» **INSTRUCTION**: Give the listing again exactly, omitting its images.

» **SOURCE EXCERPT**:
----------

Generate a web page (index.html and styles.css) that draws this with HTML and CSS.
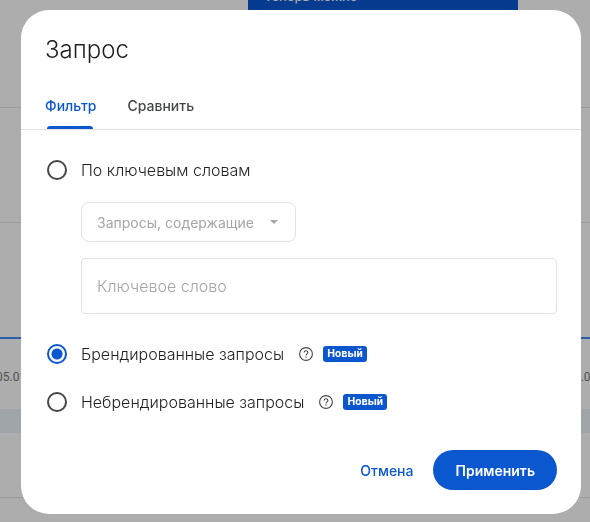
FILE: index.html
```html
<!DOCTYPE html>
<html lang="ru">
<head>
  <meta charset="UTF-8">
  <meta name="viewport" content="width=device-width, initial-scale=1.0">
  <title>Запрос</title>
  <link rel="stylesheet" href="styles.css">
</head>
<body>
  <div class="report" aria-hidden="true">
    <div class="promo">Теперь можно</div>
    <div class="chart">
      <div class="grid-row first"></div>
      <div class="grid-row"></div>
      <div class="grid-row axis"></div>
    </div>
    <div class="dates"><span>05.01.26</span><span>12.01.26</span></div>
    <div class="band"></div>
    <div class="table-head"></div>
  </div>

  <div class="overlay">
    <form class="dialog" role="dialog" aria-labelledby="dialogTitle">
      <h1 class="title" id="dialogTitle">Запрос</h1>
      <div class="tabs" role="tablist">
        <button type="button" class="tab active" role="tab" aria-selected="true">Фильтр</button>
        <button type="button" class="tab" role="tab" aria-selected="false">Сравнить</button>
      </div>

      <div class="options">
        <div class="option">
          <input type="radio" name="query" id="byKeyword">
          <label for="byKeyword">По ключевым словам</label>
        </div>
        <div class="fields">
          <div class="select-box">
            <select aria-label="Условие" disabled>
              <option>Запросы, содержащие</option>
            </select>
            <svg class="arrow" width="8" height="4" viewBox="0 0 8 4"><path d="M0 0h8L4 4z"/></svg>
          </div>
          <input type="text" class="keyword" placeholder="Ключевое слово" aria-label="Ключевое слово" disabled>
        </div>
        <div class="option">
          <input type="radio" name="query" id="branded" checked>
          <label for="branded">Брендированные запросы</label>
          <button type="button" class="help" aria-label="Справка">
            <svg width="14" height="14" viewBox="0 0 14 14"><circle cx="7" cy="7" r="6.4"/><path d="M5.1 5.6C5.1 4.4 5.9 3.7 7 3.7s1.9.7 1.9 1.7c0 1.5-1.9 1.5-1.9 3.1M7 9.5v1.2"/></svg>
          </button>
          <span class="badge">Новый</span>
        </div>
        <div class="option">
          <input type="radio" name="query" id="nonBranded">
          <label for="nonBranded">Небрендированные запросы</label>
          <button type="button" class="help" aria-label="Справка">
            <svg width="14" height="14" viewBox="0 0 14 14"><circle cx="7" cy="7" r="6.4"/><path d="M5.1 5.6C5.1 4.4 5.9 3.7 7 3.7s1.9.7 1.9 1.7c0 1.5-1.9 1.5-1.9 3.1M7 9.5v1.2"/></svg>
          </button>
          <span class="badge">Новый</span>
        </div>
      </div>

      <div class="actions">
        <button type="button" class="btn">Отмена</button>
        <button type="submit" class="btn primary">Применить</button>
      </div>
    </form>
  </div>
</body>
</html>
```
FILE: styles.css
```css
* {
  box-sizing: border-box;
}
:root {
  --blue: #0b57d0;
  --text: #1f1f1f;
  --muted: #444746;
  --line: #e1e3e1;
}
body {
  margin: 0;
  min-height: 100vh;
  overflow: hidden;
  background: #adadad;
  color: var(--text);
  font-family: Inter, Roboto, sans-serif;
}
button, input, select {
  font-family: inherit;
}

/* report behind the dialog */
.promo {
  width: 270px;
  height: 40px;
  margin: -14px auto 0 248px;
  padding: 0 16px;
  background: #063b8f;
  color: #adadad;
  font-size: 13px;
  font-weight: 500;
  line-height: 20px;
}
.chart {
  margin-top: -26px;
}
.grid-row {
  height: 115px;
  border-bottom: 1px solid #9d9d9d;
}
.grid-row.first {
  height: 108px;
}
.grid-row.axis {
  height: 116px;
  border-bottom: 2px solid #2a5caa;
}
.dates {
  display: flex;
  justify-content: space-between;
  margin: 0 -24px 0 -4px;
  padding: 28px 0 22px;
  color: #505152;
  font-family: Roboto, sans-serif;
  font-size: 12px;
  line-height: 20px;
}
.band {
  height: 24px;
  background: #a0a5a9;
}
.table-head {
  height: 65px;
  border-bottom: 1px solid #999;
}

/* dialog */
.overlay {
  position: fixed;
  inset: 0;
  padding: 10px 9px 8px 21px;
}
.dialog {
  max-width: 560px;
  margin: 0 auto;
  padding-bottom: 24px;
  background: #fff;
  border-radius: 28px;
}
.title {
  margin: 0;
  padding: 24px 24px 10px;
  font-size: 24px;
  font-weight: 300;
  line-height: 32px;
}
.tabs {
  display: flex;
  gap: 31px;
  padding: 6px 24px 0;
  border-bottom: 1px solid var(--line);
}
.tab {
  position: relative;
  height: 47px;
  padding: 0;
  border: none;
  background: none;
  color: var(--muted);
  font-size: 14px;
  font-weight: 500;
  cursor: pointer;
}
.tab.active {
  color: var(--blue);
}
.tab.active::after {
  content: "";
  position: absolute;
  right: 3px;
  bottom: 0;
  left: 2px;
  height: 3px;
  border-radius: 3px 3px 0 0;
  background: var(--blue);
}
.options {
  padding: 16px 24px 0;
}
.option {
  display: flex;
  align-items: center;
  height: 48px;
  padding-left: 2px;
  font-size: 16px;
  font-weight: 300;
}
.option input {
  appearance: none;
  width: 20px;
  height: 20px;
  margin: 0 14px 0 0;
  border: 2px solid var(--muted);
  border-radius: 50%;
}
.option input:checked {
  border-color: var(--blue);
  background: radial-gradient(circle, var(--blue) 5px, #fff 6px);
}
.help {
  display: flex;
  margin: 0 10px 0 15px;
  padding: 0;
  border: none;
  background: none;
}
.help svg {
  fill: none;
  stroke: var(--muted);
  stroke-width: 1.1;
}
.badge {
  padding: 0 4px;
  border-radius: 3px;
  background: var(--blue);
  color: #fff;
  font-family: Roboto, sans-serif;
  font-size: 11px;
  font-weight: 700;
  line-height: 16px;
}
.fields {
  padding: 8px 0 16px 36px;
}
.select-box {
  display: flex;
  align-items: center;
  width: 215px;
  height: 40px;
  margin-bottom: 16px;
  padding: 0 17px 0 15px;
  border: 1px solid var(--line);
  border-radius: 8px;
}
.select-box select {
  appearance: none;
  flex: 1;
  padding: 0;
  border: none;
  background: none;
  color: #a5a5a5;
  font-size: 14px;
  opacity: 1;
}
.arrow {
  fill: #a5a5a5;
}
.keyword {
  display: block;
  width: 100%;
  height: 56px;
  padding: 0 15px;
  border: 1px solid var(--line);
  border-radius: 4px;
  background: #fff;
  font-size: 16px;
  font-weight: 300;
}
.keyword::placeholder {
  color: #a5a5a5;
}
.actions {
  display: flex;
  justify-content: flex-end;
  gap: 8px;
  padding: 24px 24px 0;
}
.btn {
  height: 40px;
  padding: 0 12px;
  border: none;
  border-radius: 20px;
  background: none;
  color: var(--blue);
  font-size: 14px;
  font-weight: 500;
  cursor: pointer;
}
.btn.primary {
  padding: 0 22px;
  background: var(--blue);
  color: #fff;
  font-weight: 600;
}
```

----------

» **TASK SOLUTION**:
Generate a web page (index.html and styles.css) that draws this with HTML and CSS.
FILE: index.html
```html
<!DOCTYPE html>
<html lang="ru">
<head>
  <meta charset="UTF-8">
  <meta name="viewport" content="width=device-width, initial-scale=1.0">
  <title>Запрос</title>
  <link rel="stylesheet" href="styles.css">
</head>
<body>
  <div class="report" aria-hidden="true">
    <div class="promo">Теперь можно</div>
    <div class="chart">
      <div class="grid-row first"></div>
      <div class="grid-row"></div>
      <div class="grid-row axis"></div>
    </div>
    <div class="dates"><span>05.01.26</span><span>12.01.26</span></div>
    <div class="band"></div>
    <div class="table-head"></div>
  </div>

  <div class="overlay">
    <form class="dialog" role="dialog" aria-labelledby="dialogTitle">
      <h1 class="title" id="dialogTitle">Запрос</h1>
      <div class="tabs" role="tablist">
        <button type="button" class="tab active" role="tab" aria-selected="true">Фильтр</button>
        <button type="button" class="tab" role="tab" aria-selected="false">Сравнить</button>
      </div>

      <div class="options">
        <div class="option">
          <input type="radio" name="query" id="byKeyword">
          <label for="byKeyword">По ключевым словам</label>
        </div>
        <div class="fields">
          <div class="select-box">
            <select aria-label="Условие" disabled>
              <option>Запросы, содержащие</option>
            </select>
            <svg class="arrow" width="8" height="4" viewBox="0 0 8 4"><path d="M0 0h8L4 4z"/></svg>
          </div>
          <input type="text" class="keyword" placeholder="Ключевое слово" aria-label="Ключевое слово" disabled>
        </div>
        <div class="option">
          <input type="radio" name="query" id="branded" checked>
          <label for="branded">Брендированные запросы</label>
          <button type="button" class="help" aria-label="Справка">
            <svg width="14" height="14" viewBox="0 0 14 14"><circle cx="7" cy="7" r="6.4"/><path d="M5.1 5.6C5.1 4.4 5.9 3.7 7 3.7s1.9.7 1.9 1.7c0 1.5-1.9 1.5-1.9 3.1M7 9.5v1.2"/></svg>
          </button>
          <span class="badge">Новый</span>
        </div>
        <div class="option">
          <input type="radio" name="query" id="nonBranded">
          <label for="nonBranded">Небрендированные запросы</label>
          <button type="button" class="help" aria-label="Справка">
            <svg width="14" height="14" viewBox="0 0 14 14"><circle cx="7" cy="7" r="6.4"/><path d="M5.1 5.6C5.1 4.4 5.9 3.7 7 3.7s1.9.7 1.9 1.7c0 1.5-1.9 1.5-1.9 3.1M7 9.5v1.2"/></svg>
          </button>
          <span class="badge">Новый</span>
        </div>
      </div>

      <div class="actions">
        <button type="button" class="btn">Отмена</button>
        <button type="submit" class="btn primary">Применить</button>
      </div>
    </form>
  </div>
</body>
</html>
```
FILE: styles.css
```css
* {
  box-sizing: border-box;
}
:root {
  --blue: #0b57d0;
  --text: #1f1f1f;
  --muted: #444746;
  --line: #e1e3e1;
}
body {
  margin: 0;
  min-height: 100vh;
  overflow: hidden;
  background: #adadad;
  color: var(--text);
  font-family: Inter, Roboto, sans-serif;
}
button, input, select {
  font-family: inherit;
}

/* report behind the dialog */
.promo {
  width: 270px;
  height: 40px;
  margin: -14px auto 0 248px;
  padding: 0 16px;
  background: #063b8f;
  color: #adadad;
  font-size: 13px;
  font-weight: 500;
  line-height: 20px;
}
.chart {
  margin-top: -26px;
}
.grid-row {
  height: 115px;
  border-bottom: 1px solid #9d9d9d;
}
.grid-row.first {
  height: 108px;
}
.grid-row.axis {
  height: 116px;
  border-bottom: 2px solid #2a5caa;
}
.dates {
  display: flex;
  justify-content: space-between;
  margin: 0 -24px 0 -4px;
  padding: 28px 0 22px;
  color: #505152;
  font-family: Roboto, sans-serif;
  font-size: 12px;
  line-height: 20px;
}
.band {
  height: 24px;
  background: #a0a5a9;
}
.table-head {
  height: 65px;
  border-bottom: 1px solid #999;
}

/* dialog */
.overlay {
  position: fixed;
  inset: 0;
  padding: 10px 9px 8px 21px;
}
.dialog {
  max-width: 560px;
  margin: 0 auto;
  padding-bottom: 24px;
  background: #fff;
  border-radius: 28px;
}
.title {
  margin: 0;
  padding: 24px 24px 10px;
  font-size: 24px;
  font-weight: 300;
  line-height: 32px;
}
.tabs {
  display: flex;
  gap: 31px;
  padding: 6px 24px 0;
  border-bottom: 1px solid var(--line);
}
.tab {
  position: relative;
  height: 47px;
  padding: 0;
  border: none;
  background: none;
  color: var(--muted);
  font-size: 14px;
  font-weight: 500;
  cursor: pointer;
}
.tab.active {
  color: var(--blue);
}
.tab.active::after {
  content: "";
  position: absolute;
  right: 3px;
  bottom: 0;
  left: 2px;
  height: 3px;
  border-radius: 3px 3px 0 0;
  background: var(--blue);
}
.options {
  padding: 16px 24px 0;
}
.option {
  display: flex;
  align-items: center;
  height: 48px;
  padding-left: 2px;
  font-size: 16px;
  font-weight: 300;
}
.option input {
  appearance: none;
  width: 20px;
  height: 20px;
  margin: 0 14px 0 0;
  border: 2px solid var(--muted);
  border-radius: 50%;
}
.option input:checked {
  border-color: var(--blue);
  background: radial-gradient(circle, var(--blue) 5px, #fff 6px);
}
.help {
  display: flex;
  margin: 0 10px 0 15px;
  padding: 0;
  border: none;
  background: none;
}
.help svg {
  fill: none;
  stroke: var(--muted);
  stroke-width: 1.1;
}
.badge {
  padding: 0 4px;
  border-radius: 3px;
  background: var(--blue);
  color: #fff;
  font-family: Roboto, sans-serif;
  font-size: 11px;
  font-weight: 700;
  line-height: 16px;
}
.fields {
  padding: 8px 0 16px 36px;
}
.select-box {
  display: flex;
  align-items: center;
  width: 215px;
  height: 40px;
  margin-bottom: 16px;
  padding: 0 17px 0 15px;
  border: 1px solid var(--line);
  border-radius: 8px;
}
.select-box select {
  appearance: none;
  flex: 1;
  padding: 0;
  border: none;
  background: none;
  color: #a5a5a5;
  font-size: 14px;
  opacity: 1;
}
.arrow {
  fill: #a5a5a5;
}
.keyword {
  display: block;
  width: 100%;
  height: 56px;
  padding: 0 15px;
  border: 1px solid var(--line);
  border-radius: 4px;
  background: #fff;
  font-size: 16px;
  font-weight: 300;
}
.keyword::placeholder {
  color: #a5a5a5;
}
.actions {
  display: flex;
  justify-content: flex-end;
  gap: 8px;
  padding: 24px 24px 0;
}
.btn {
  height: 40px;
  padding: 0 12px;
  border: none;
  border-radius: 20px;
  background: none;
  color: var(--blue);
  font-size: 14px;
  font-weight: 500;
  cursor: pointer;
}
.btn.primary {
  padding: 0 22px;
  background: var(--blue);
  color: #fff;
  font-weight: 600;
}
```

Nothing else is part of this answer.